Accordingly, defendants’ motion for a protective order pursuant to CPLR 3103 (subd [a]) is granted only to the extent of striking any requests calling for the names of potential class members.

ACTION 2 — DELPARK EQUITIES

Defendants seek disclosure as to the named plaintiffs’ ability to adequately represent the class, specifically their financial ability to maintain and fully prosecute the action and whether their counsel, by reason of conflict of interest, breach of ethics or other basis, may properly protect the interests of class members.

As to the latter area, there is authority that such information is properly within the scope of reasonable disclosure. (Stavrides v Mellon Nat. Bank & Trust Co., 60 FRD 634; but see, contra, Sayre v Abraham Lincoln Fed. Sav. & Loan Assn., 65 FRD 379; Foremost Promotions v Pabst Brewing Co., 15 FRD 128.) Further, as stated by Dean McLaughlin in his Practice Commentaries to CPLR 901: "An ancillary, but perhaps more important, consideration is the competence of counsel representing the class.” (McKinney’s Cons Laws of NY, Book 7B, CPLR 901, C901:5.)

While the defendant should be afforded certain information in this regard, there is no reason for the entire attorney-client relationship to be thrown open at this stage, absent a prima facie demonstration of impropriety. Article 9, in its attempt to provide a flexible and functional scheme for class actions, provides for a "mini-hearing” within a short time after the action is commenced (CPLR 902), and that juncture would appear to be the proper time and place to raise such questions and to fashion a method for obtaining whatever information is appropriate.

Accordingly, a protective order is granted as to those questions relating to the attorney-client relationship, without prejudice to renewal at the "mini-hearing”.

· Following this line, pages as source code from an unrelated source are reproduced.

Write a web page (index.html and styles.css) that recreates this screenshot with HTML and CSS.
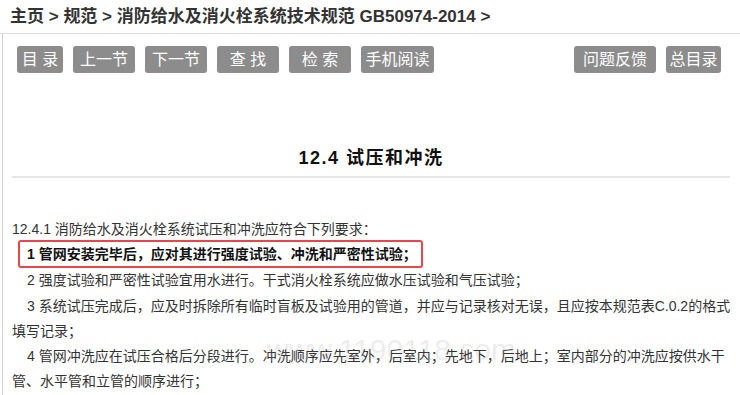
FILE: index.html
```html
<!DOCTYPE html>
<html lang="zh-CN">
<head>
  <meta charset="UTF-8" />
  <meta name="viewport" content="width=device-width, initial-scale=1.0"/>
  <title>12.4 试压和冲洗 - 消防给水及消火栓系统技术规范</title>
  <link rel="stylesheet" href="styles.css">
</head>
<body>
  <div class="crumbs">
    <a href="#">主页</a> &gt; <a href="#">规范</a> &gt; <a href="#">消防给水及消火栓系统技术规范 GB50974-2014</a> &gt;
  </div>

  <div class="page">
    <div class="toolbar">
      <a class="btn btn-xs" href="#">目 录</a>
      <a class="btn" href="#">上一节</a>
      <a class="btn" href="#">下一节</a>
      <a class="btn" href="#">查 找</a>
      <a class="btn" href="#">检 索</a>
      <a class="btn btn-md" href="#">手机阅读</a>
      <div class="toolbar-right">
        <a class="btn btn-lg" href="#">问题反馈</a>
        <a class="btn btn-sm" href="#">总目录</a>
      </div>
    </div>

    <h1 class="title">12.4 试压和冲洗</h1>

    <div class="clause">
      <p>12.4.1 消防给水及消火栓系统试压和冲洗应符合下列要求：</p>
      <p class="item"><span class="mark">1 管网安装完毕后，应对其进行强度试验、冲洗和严密性试验；</span></p>
      <p class="item">2 强度试验和严密性试验宜用水进行。干式消火栓系统应做水压试验和气压试验；</p>
      <p class="item">3 系统试压完成后，应及时拆除所有临时盲板及试验用的管道，并应与记录核对无误，且应按本规范表C.0.2的格式填写记录；</p>
      <p class="item">4 管网冲洗应在试压合格后分段进行。冲洗顺序应先室外，后室内；先地下，后地上；室内部分的冲洗应按供水干管、水平管和立管的顺序进行；</p>
      <div class="watermark">www.1190118.com</div>
    </div>
  </div>
</body>
</html>
```

FILE: styles.css
```css
body {
  margin: 0;
  font-family: "Liberation Sans", "Noto Sans CJK SC", sans-serif;
  background: #fff;
  color: #333;
}
a {
  color: inherit;
  text-decoration: none;
}
.crumbs {
  height: 33px;
  line-height: 34px;
  padding-left: 10px;
  font-size: 17px;
  font-weight: bold;
  color: #333;
  border-bottom: 1px solid #dcdcdc;
  white-space: nowrap;
}
.page {
  margin-left: 2px;
  padding: 0 10px 20px 9px;
  border-left: 1px solid #d0d0d0;
}
.toolbar {
  display: flex;
  gap: 10px;
  padding: 12px 9px 0 5px;
}
.toolbar-right {
  display: flex;
  gap: 10px;
  margin-left: auto;
}
.btn {
  display: block;
  width: 62px;
  height: 27px;
  line-height: 27px;
  text-align: center;
  font-size: 16px;
  color: #fff;
  background: #8c8c8c;
  border-radius: 3px;
  white-space: pre;
}
.btn-xs { width: 46px; }
.btn-sm { width: 55px; }
.btn-md { width: 73px; }
.btn-lg { width: 82px; }

.title {
  margin: 70px 0 0;
  padding-bottom: 3px;
  line-height: 30px;
  font-size: 18px;
  letter-spacing: 1.5px;
  text-align: center;
  color: #111;
  border-bottom: 2px solid #e6e6e6;
}

.clause {
  position: relative;
  margin: 39px -9px 0 0;
  font-size: 14px;
  line-height: 25px;
  color: #333;
}
.clause p {
  margin: 0;
}
.item {
  text-indent: 15px;
}
.item:nth-child(3), .item:nth-child(4) {
  margin-top: 1px;
}
.mark {
  margin-left: -9px;
  padding: 4px 4px 4px 7px;
  border: 2px solid #e4484b;
  border-radius: 3px;
  font-weight: bold;
  color: #111;
}
.watermark {
  position: absolute;
  left: 255px;
  top: 118px;
  font-size: 30px;
  line-height: 1;
  color: rgba(140, 140, 140, 0.18);
  pointer-events: none;
}
```
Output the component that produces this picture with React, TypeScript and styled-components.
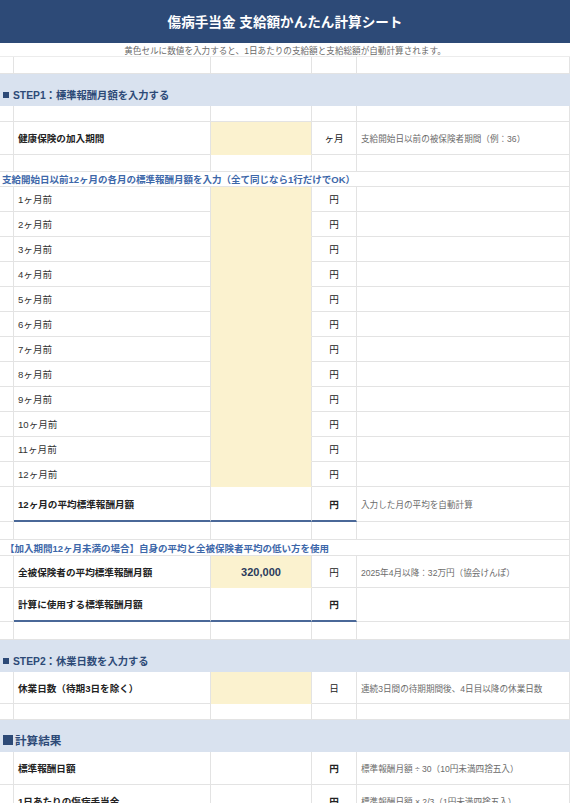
import React from "react";
import styled, { createGlobalStyle, css } from "styled-components";

const GlobalStyle = createGlobalStyle`
  html, body { margin: 0; padding: 0; background: #ffffff; }
  body {
    font-family: "Liberation Sans", "Noto Sans CJK JP", sans-serif;
    color: #333333;
    overflow: hidden;
  }
  * { box-sizing: border-box; }
`;

const COLS = "14px 197px 101px 45px 213px";
const GRID = "#e3e3e3";
const NAVY = "#2d4a77";
const BLUE = "#3d67a9";
const YELLOW = "#fbf2cf";
const BAND = "#d9e2ef";
const RULE = "#4a6898";

const Sheet = styled.div`
  width: 572px;
  display: flex;
  flex-direction: column;
`;

const TitleBar = styled.div`
  height: 43px;
  width: 570px;
  background: ${NAVY};
  color: #ffffff;
  font-weight: 700;
  font-size: 13.6px;
  display: flex;
  align-items: center;
  justify-content: center;
  padding-bottom: 2px;
`;

const SubRow = styled.div`
  height: 14px;
  width: 570px;
  border-bottom: 1px solid #ececec;
  font-size: 8.6px;
  color: #6a6a6a;
  display: flex;
  align-items: center;
  justify-content: center;
`;

const Row = styled.div<{ $h: number }>`
  display: grid;
  grid-template-columns: ${COLS};
  height: ${(p) => p.$h}px;
  width: 570px;
  border-right: 1px solid ${GRID};
`;

const Cell = styled.div<{ $rule?: boolean; $fill?: boolean }>`
  border-right: 1px solid ${GRID};
  border-bottom: 1px solid ${GRID};
  display: flex;
  align-items: center;
  min-width: 0;
  white-space: nowrap;
  ${(p) => p.$fill && css`background: ${YELLOW};`}
  ${(p) =>
    p.$rule &&
    css`
      border-bottom: 2px solid ${RULE};
    `}
`;

const Gutter = styled(Cell)``;

const LabelCell = styled(Cell)<{ $bold?: boolean }>`
  padding-left: 4px;
  font-size: 9.6px;
  font-weight: ${(p) => (p.$bold ? 700 : 400)};
  color: ${(p) => (p.$bold ? "#222222" : "#333333")};
`;

const InputCell = styled(Cell)`
  justify-content: center;
  font-size: 11px;
  font-weight: 700;
  color: #2b3b5c;
  ${(p) => p.$fill && css`border-bottom-color: ${YELLOW};`}
`;

const UnitCell = styled(Cell)<{ $bold?: boolean }>`
  justify-content: center;
  font-size: 9.6px;
  font-weight: ${(p) => (p.$bold ? 700 : 400)};
  color: #222222;
`;

const NoteCell = styled(Cell)`
  padding-left: 4px;
  font-size: 8.6px;
  color: #6b6b6b;
  border-right: none;
`;

const BandRow = styled.div<{ $h: number }>`
  height: ${(p) => p.$h}px;
  width: 570px;
  background: ${BAND};
  display: flex;
  align-items: flex-end;
  padding: 0 0 4px 3px;
  color: ${NAVY};
  font-weight: 700;
`;

const BandText = styled.span<{ $big?: boolean }>`
  font-size: ${(p) => (p.$big ? "11.6px" : "10.3px")};
  display: flex;
  align-items: center;
  gap: ${(p) => (p.$big ? "2px" : "4px")};
`;

const Square = styled.span<{ $big?: boolean }>`
  display: inline-block;
  width: ${(p) => (p.$big ? "10px" : "6px")};
  height: ${(p) => (p.$big ? "10px" : "6px")};
  background: ${NAVY};
`;

const CaptionRow = styled.div<{ $h: number; $indent?: number }>`
  height: ${(p) => p.$h}px;
  width: 570px;
  border-bottom: 1px solid ${GRID};
  border-right: 1px solid ${GRID};
  display: flex;
  align-items: center;
  padding-left: ${(p) => p.$indent ?? 2}px;
  font-size: 9.5px;
  font-weight: 700;
  color: ${BLUE};
  white-space: nowrap;
`;

const Blank = ({ h }: { h: number }) => (
  <Row $h={h}>
    <Gutter />
    <Cell />
    <Cell />
    <Cell />
    <NoteCell />
  </Row>
);

type DataProps = {
  h: number;
  label: string;
  bold?: boolean;
  fill?: boolean;
  value?: string;
  unit: string;
  note?: string;
  rule?: boolean;
};

const DataRow = ({ h, label, bold, fill, value, unit, note, rule }: DataProps) => (
  <Row $h={h}>
    <Gutter />
    <LabelCell $bold={bold} $rule={rule}>
      {label}
    </LabelCell>
    <InputCell $fill={fill} $rule={rule}>
      {value}
    </InputCell>
    <UnitCell $bold={bold && !fill} $rule={rule}>
      {unit}
    </UnitCell>
    <NoteCell>{note}</NoteCell>
  </Row>
);

const months = Array.from({ length: 12 }, (_, i) => `${i + 1}ヶ月前`);

export default function App() {
  return (
    <>
      <GlobalStyle />
      <Sheet>
        <TitleBar>傷病手当金 支給額かんたん計算シート</TitleBar>
        <SubRow>黄色セルに数値を入力すると、1日あたりの支給額と支給総額が自動計算されます。</SubRow>
        <Blank h={17} />
        <BandRow $h={32}>
          <BandText>
            <Square />
            STEP1：標準報酬月額を入力する
          </BandText>
        </BandRow>
        <Blank h={16} />
        <DataRow
          h={33}
          label="健康保険の加入期間"
          bold
          fill
          unit="ヶ月"
          note="支給開始日以前の被保険者期間（例：36）"
        />
        <Blank h={17} />
        <CaptionRow $h={15}>
          支給開始日以前12ヶ月の各月の標準報酬月額を入力（全て同じなら1行だけでOK）
        </CaptionRow>
        {months.map((m) => (
          <DataRow key={m} h={25} label={m} fill unit="円" />
        ))}
        <DataRow
          h={35}
          label="12ヶ月の平均標準報酬月額"
          bold
          unit="円"
          note="入力した月の平均を自動計算"
          rule
        />
        <Blank h={18} />
        <CaptionRow $h={16} $indent={5}>
          【加入期間12ヶ月未満の場合】自身の平均と全被保険者平均の低い方を使用
        </CaptionRow>
        <DataRow
          h={32}
          label="全被保険者の平均標準報酬月額"
          bold
          fill
          value="320,000"
          unit="円"
          note="2025年4月以降：32万円（協会けんぽ）"
        />
        <DataRow h={34} label="計算に使用する標準報酬月額" bold unit="円" rule />
        <Blank h={18} />
        <BandRow $h={32}>
          <BandText>
            <Square />
            STEP2：休業日数を入力する
          </BandText>
        </BandRow>
        <DataRow
          h={32}
          label="休業日数（待期3日を除く）"
          bold
          fill
          unit="日"
          note="連続3日間の待期期間後、4日目以降の休業日数"
        />
        <Blank h={16} />
        <BandRow $h={32}>
          <BandText $big>
            <Square $big />
            計算結果
          </BandText>
        </BandRow>
        <DataRow
          h={33}
          label="標準報酬日額"
          bold
          unit="円"
          note="標準報酬月額 ÷ 30（10円未満四捨五入）"
        />
        <DataRow
          h={33}
          label="1日あたりの傷病手当金"
          bold
          unit="円"
          note="標準報酬日額 × 2/3（1円未満四捨五入）"
        />
      </Sheet>
    </>
  );
}
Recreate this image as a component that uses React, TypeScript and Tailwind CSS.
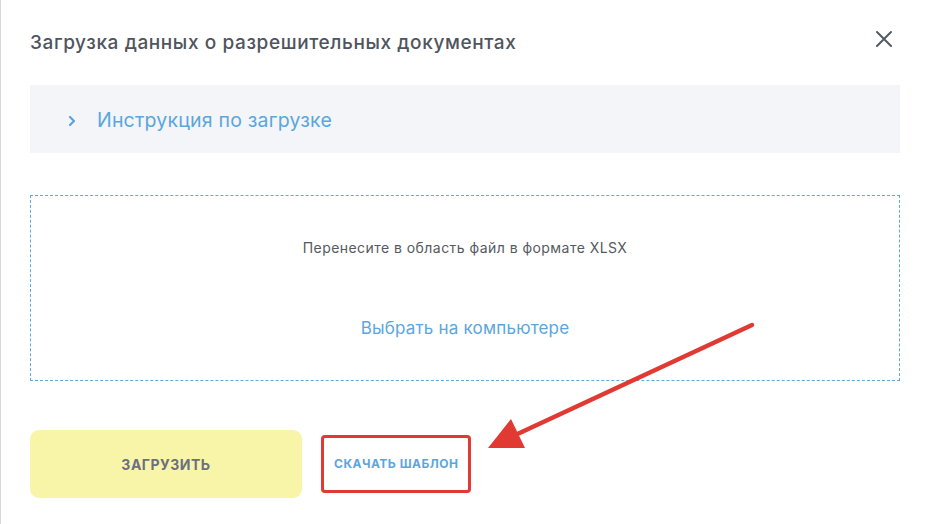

As to the other area of disclosure, while the court is hesitant to make plaintiffs open all of their financial books and records at this stage, absent some form of guarantee from plaintiffs that they are financially ready and able to ade*168quately advance the funds necessary to properly prosecute this action, or that they are available elsewhere, such disclosure is appropriate. The expenses of investigation, preparation, notification and attorney’s fees necessary to maintain a class action may be extremely high. While an individual plaintiff may decide to bear the risk of being ill-prepared, a class representative has a fiduciary responsibility to see that the other class members relying on him are properly represented. As stated by the court in Ralston v Volkswagenwerk, A. G. (61 FRD 427, 433-434):

"In order adequately and fairly to represent the interests of the class, the named plaintiffs must sustain the burden of showing that their resources are adequate to pursue this lawsuit to completion, even in the absence of any additional financial contributions from members of the purported class

* * *

"Seeking to represent a large group of people as a class representative in a lawsuit is a very heavy responsibility. It should never be undertaken lightly, and the court should allow such representation only upon a firm foundation that the named plaintiffs are willing and financially able to shoulder that burden * * * Inadequate financing threatens the procedural and substantive interests of all members of the class”. (See, also, Weitzman v Bache Halsey Stuart, Inc., NYLJ, Nov. 4,1977, p 5, col 1.)

Accordingly, as to this information the motion for a protective order is denied; however, if assurance, by way of bond or other device can be given as to the financial ability of the plaintiffs, this may obviate the need for further disclosure. The burden is on the plaintiffs to fashion such a device if they seek to avoid disclosure.

CONCLUSION

The goal of CPLR article 9, as proposed by the Judicial Conference was stated as follows: "What is needed is a more flexible and functional approach which maintains judicial control, but does not unduly restrict the court within traditional legalisms and the passive role it habitates within the adversary system.” (Twenty-First Annual Report of NY Judicial Conference, 1976, pp 248-249.) As stated by the United States Court of Appeals, First Circuit: "if a class action is to be managed with sensitivity both to plaintiffs’ reasonable demands and to defendants’ responsibilities, the * * * judge *169must keep close to the heart of the litigation” (Yaffle v Powers, 454 F2d 1362, 1367).

Finally, CPLR 902, providing the procedure for class determination and the "mini-hearing” states: "An order under this section may be conditional, and may be altered or amended before the decision on the merits on the court’s own motion or on motion of the parties”.

It is clear that our class action statute assumes and requires the intensive and continuing involvement of the court in a fluid process from the initial pleadings to the final judgment. Within this process, it would be more appropriate for disclosure to proceed in discreet steps under supervision.

(For all these reasons, this court feels that the goals of the statute would best be met by assigning class actions directly to the Individual Calendar Parts of this court [section 636.2 of the Rules of the Supreme Court, New York and Bronx Counties; 22 NYCRR 636.2] which are perfectly suited for such ongoing supervision.)

Due to the relative infancy of our current liberalized New York class action statute (CPLR art 9, enacted as L 1975, ch 207) there is a paucity of decisions *165interpreting its provisions. Of necessity, therefore, resort must be made to Federal decisional law interpreting rule 23 of the Federal Rules of Civil Procedure. It should be recognized, however, that article 9 "adopts the general scheme of the Federal Rule but is simpler in its basic structure and more consistent in its functional orientation.” (Twenty-First Annual Report of NY Judicial Conference, 1976, p 250.)